Au soutien de ses prétentions, il fait valoir que compte tenu de la demande de confirmation du divorce de Mme X devant la cour d’appel de Tlemcen, celui-ci n’a donc pas été prononcé sur la seule volonté, il ne s’agit donc pas d’une répudiation.
Il convient de se référer aux écritures des parties pour un plus ample exposé de leurs prétentions et de leurs moyens.
L’ordonnance de clôture a été rendue le 15 mars 2018 et l’affaire plaidée le 3 juillet 2018 a été mise en délibéré au 20 septembre 2018 par mise à disposition au greffe.
MOTIFS DE LA DECISION
L’article 48 du code de la famille algérien prévoit que le divorce est la dissolution du mariage, sous réserve des dispositions de l’article 49. Il intervient par la volonté de l’époux, par consentement
mutuel des deux époux ou à la demande de l’épouse dans la limite des cas prévus aux articles 53 et 54 de ce code.
Par jugement du 19 mars 2015, après plaidoiries des avocats de l’une et l’autre des parties, le tribunal de Maghnia en Algérie a prononcé le divorce des époux à la demande exclusive de l’époux, ordonné la transcription du présent divorce sur l’acte de mariage et de naissance des parties et a statué sur les conséquences pécuniaires de ce divorce, étant observé que cette demande a été qualifiée d’abusive par ledit tribunal, raison pour laquelle le divorce a été prononcé aux torts exclusifs de M. X
Sur appel de Mme X portant sur le montant des dédommagements, la cour d’appel de Tlemcen a confirmé le jugement de divorce rendu par le tribunal de Maghnia sur le principe du prononcé du divorce mais l’a modifié en augmentant la somme de dédommagement allouée à Mme X à la somme de 120 000 DA.
La procédure de divorce algérienne est donc définitive et elle a bien été loyale et contradictoire puisque l’épouse a été convoquée et a pu faire valoir ses arguments en première instance et en appel.

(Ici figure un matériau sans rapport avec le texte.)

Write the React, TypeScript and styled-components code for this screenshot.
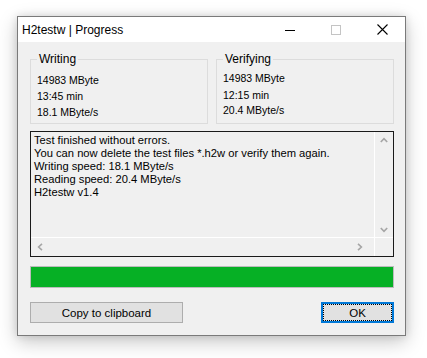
import React from 'react'
import styled, { createGlobalStyle } from 'styled-components'

const GlobalStyle = createGlobalStyle`
  html, body {
    margin: 0;
    padding: 0;
    background: #fff;
  }
`

const Page = styled.div`
  padding: 16px 0 0 17px;
  height: 358px;
  box-sizing: border-box;
`

const Window = styled.div`
  width: 389px;
  height: 320px;
  box-sizing: border-box;
  border: 1px solid #7a7a7a;
  background: #f0f0f0;
  box-shadow: 0 6px 18px rgba(0, 0, 0, 0.22), 0 0 8px rgba(0, 0, 0, 0.12);
  display: flex;
  flex-direction: column;
  font-family: 'Liberation Sans', Arial, sans-serif;
  color: #000;
`

const TitleBar = styled.div`
  height: 25px;
  background: #fff;
  display: flex;
  align-items: center;
`

const Title = styled.div`
  flex: 1;
  padding-left: 4px;
  font-size: 12px;
`

const CaptionButton = styled.div`
  width: 46px;
  height: 25px;
  display: flex;
  align-items: center;
  justify-content: center;
`

const Body = styled.div`
  flex: 1;
  display: flex;
  flex-direction: column;
  padding: 10px 11px 0 12px;
`

const Groups = styled.div`
  display: flex;
  gap: 8px;
`

const Group = styled.fieldset`
  margin: 0;
  width: 178px;
  height: 72px;
  box-sizing: border-box;
  border: 1px solid #dcdcdc;
  padding: 0 0 0 6px;
`

const Legend = styled.legend`
  font-size: 12px;
  padding: 0 2px;
  margin-left: 0;
  line-height: 15px;
`

const GroupLines = styled.div<{ $shift: number }>`
  margin-top: ${(p) => 5 - p.$shift}px;
  font-size: 10.5px;
  line-height: 16px;
  display: flex;
  flex-direction: column;
`

const Line = styled.div<{ $gap?: number }>`
  margin-top: ${(p) => p.$gap ?? 0}px;
`

const LogBox = styled.div`
  margin-top: 7px;
  height: 126px;
  border: 1px solid #1a1a1a;
  display: grid;
  grid-template-columns: 1fr 18px;
  grid-template-rows: 1fr 18px;
  box-sizing: border-box;
`

const LogText = styled.div`
  padding: 2px 3px;
  font-size: 11.2px;
  line-height: 13px;
  white-space: pre;
  border-right: 1px solid #fff;
  border-bottom: 1px solid #fff;
`

const VScroll = styled.div`
  display: flex;
  flex-direction: column;
  justify-content: space-between;
  align-items: center;
  padding: 4px 0 3px;
  border-bottom: 1px solid #fff;
`

const HScroll = styled.div`
  display: flex;
  justify-content: space-between;
  align-items: center;
  padding: 0 10px 0 5px;
  border-right: 1px solid #fff;
`

const Progress = styled.div`
  margin-top: 9px;
  height: 22px;
  box-sizing: border-box;
  border: 1px solid #bcbcbc;
  background: #06b025;
`

const ButtonRow = styled.div`
  margin-top: 14px;
  display: flex;
  justify-content: space-between;
`

const Button = styled.div<{ $width: number; $focused?: boolean }>`
  width: ${(p) => p.$width}px;
  height: 21px;
  box-sizing: border-box;
  background: #e1e1e1;
  border: 1px solid ${(p) => (p.$focused ? '#0078d7' : '#adadad')};
  box-shadow: ${(p) => (p.$focused ? 'inset 0 0 0 1px #0078d7' : 'none')};
  outline: ${(p) => (p.$focused ? '1px dotted #000' : 'none')};
  outline-offset: -3px;
  display: flex;
  align-items: center;
  justify-content: center;
  font-size: 11.5px;
`

const Chevron = ({ dir }: { dir: 'up' | 'down' | 'left' | 'right' }) => {
  const rot = { up: 0, down: 180, left: 270, right: 90 }[dir]
  return (
    <svg width='8' height='8' viewBox='0 0 8 8' style={{ transform: `rotate(${rot}deg)` }}>
      <path d='M0.8 6 L4 2.6 L7.2 6' fill='none' stroke='#a6a6a6' strokeWidth='1.6' />
    </svg>
  )
}

const log = [
  'Test finished without errors.',
  'You can now delete the test files *.h2w or verify them again.',
  'Writing speed: 18.1 MByte/s',
  'Reading speed: 20.4 MByte/s',
  'H2testw v1.4',
].join('\n')

export default function App() {
  return (
    <Page>
      <GlobalStyle />
      <Window>
        <TitleBar>
          <Title>H2testw | Progress</Title>
          <CaptionButton>
            <svg width='10' height='10' viewBox='0 0 10 10'>
              <line x1='0' y1='5.5' x2='10' y2='5.5' stroke='#000' strokeWidth='1' />
            </svg>
          </CaptionButton>
          <CaptionButton>
            <svg width='10' height='10' viewBox='0 0 10 10'>
              <rect x='0.5' y='0.5' width='9' height='9' fill='none' stroke='#c4c4c4' strokeWidth='1' />
            </svg>
          </CaptionButton>
          <CaptionButton>
            <svg width='11' height='11' viewBox='0 0 11 11'>
              <path d='M0.5 0.5 L10.5 10.5 M10.5 0.5 L0.5 10.5' stroke='#000' strokeWidth='1.1' />
            </svg>
          </CaptionButton>
        </TitleBar>
        <Body>
          <Groups>
            <Group>
              <Legend>Writing</Legend>
              <GroupLines $shift={0}>
                <Line>14983 MByte</Line>
                <Line>13:45 min</Line>
                <Line>18.1 MByte/s</Line>
              </GroupLines>
            </Group>
            <Group>
              <Legend>Verifying</Legend>
              <GroupLines $shift={2}>
                <Line>14983 MByte</Line>
                <Line $gap={1}>12:15 min</Line>
                <Line $gap={-1}>20.4 MByte/s</Line>
              </GroupLines>
            </Group>
          </Groups>
          <LogBox>
            <LogText>{log}</LogText>
            <VScroll>
              <Chevron dir='up' />
              <Chevron dir='down' />
            </VScroll>
            <HScroll>
              <Chevron dir='left' />
              <Chevron dir='right' />
            </HScroll>
            <div />
          </LogBox>
          <Progress />
          <ButtonRow>
            <Button $width={153}>Copy to clipboard</Button>
            <Button $width={73} $focused>
              OK
            </Button>
          </ButtonRow>
        </Body>
      </Window>
    </Page>
  )
}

Toutefois, il est incontestable que le jugement algérien du tribunal Maghnia confirmé par la cour d’appel de Tlemsem a prononcé le divorce des époux X malgré l’opposition de l’épouse au seul motif admis par la loi algérienne que le pouvoir conjugal reste entre les mains du mari et que le divorce doit être prononcé sur la seule volonté de celui-ci, et ce conformément aux articles 48 et 49 du code de la famille algérien.
Ainsi, ces décisions qui constatent, en réalité, une répudiation unilatérale du mari sans donner d’effet juridique à l’opposition éventuelle de la femme et qui privent l’autorité compétente de tout pouvoir autre que celui d’aménager les conséquences financières de cette rupture du lien matrimonial, sont contraires au principe d’égalité des époux lors de la dissolution du mariage reconnu par l’article 5 du protocole du 22 novembre 1984 n°7 additionnel à la convention européenne des droits de l’homme par lequel la France est engagée à garantir à toute personne relevant de sa juridiction, et donc à l’ordre public international réservé par l’article 1er D de la convention franco-algérienne du 27 août 1964 dès lors que, comme en l’espèce, les deux époux étaient domiciliés sur le territoire français lors de la requête en divorce.
En conséquence et au regard de ces éléments, il convient de rejeter la demande en exequatur formée par M. X concernant le jugement du tribunal de Maghnia du 19 mars 2015 et l’arrêt de la cour d’appel de Tlemcen du 28 décembre 2015 et d’infirmer l’ordonnance entreprise.
Il convient également de condamner M. X aux dépens de première instance et d’appel.
PAR CES MOTIFS
Infirme l’ordonnance d’exequatur rendue sur requête par le président du tribunal de grande instance de Béthune en date du 30 septembre 2016,
Statuant à nouveau :
Rejette les demandes en exequatur formée par M. Z X concernant le jugement du tribunal de Maghnia du 19 mars 2015 et l’arrêt de la cour d’appel de Tlemsen du 28 décembre 2015,
Condamne M. Z X aux dépens de première instance et d’appel.